Abstract

In recent years, floating populations have continued to gather in large cities with high levels of economic development, and housing prices in these cities have continued to rise. Based on these two characteristic facts, this paper empirically investigates the relationship between urban housing prices and the willingness of floating populations to stay in the city by using the matching datasets of the national dynamic monitoring survey of floating populations and urban housing prices in 2012 and 2014. This study finds that under the premise of controlling a series of variables, urban hosing prices have an inverted U-shaped effect on the willingness of floating populations to stay in the city. In view of the inverted U-shaped effect of housing prices on the willingness of migrants to stay in the city, this paper attempts to explain floating populations’ demand for city public goods. Housing prices are highly correlated with the city’s education resource supply capacity. Due to the different family life cycle, as children’s age grows, the inflection point of housing prices rises first and then declines.

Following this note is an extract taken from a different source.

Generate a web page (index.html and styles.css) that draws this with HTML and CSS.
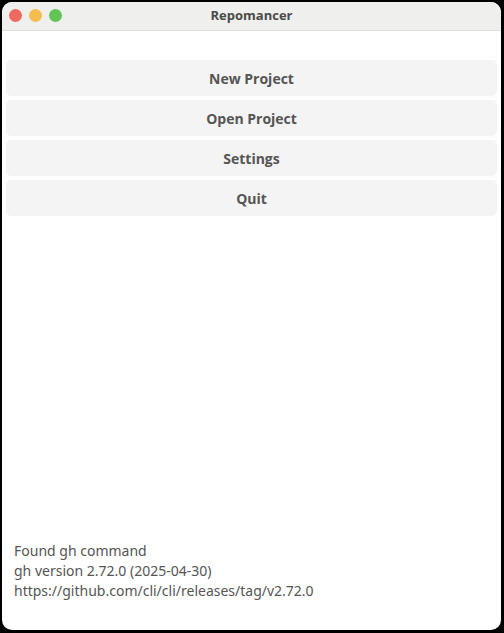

When the age of children is in the compulsory education stage, the inflection point is the highest. By performing regression of different ages of floating populations, we find that the inflection point of housing prices among the 35−45-year-old floating population maintains a higher position. This corresponds precisely to the age at which the first children of most of floating populations enter the stage of education. Floating populations are willing to withstand higher housing prices in order to enjoy the educational resources in the city for their children. After carrying out a series of robustness tests, the conclusions still exist.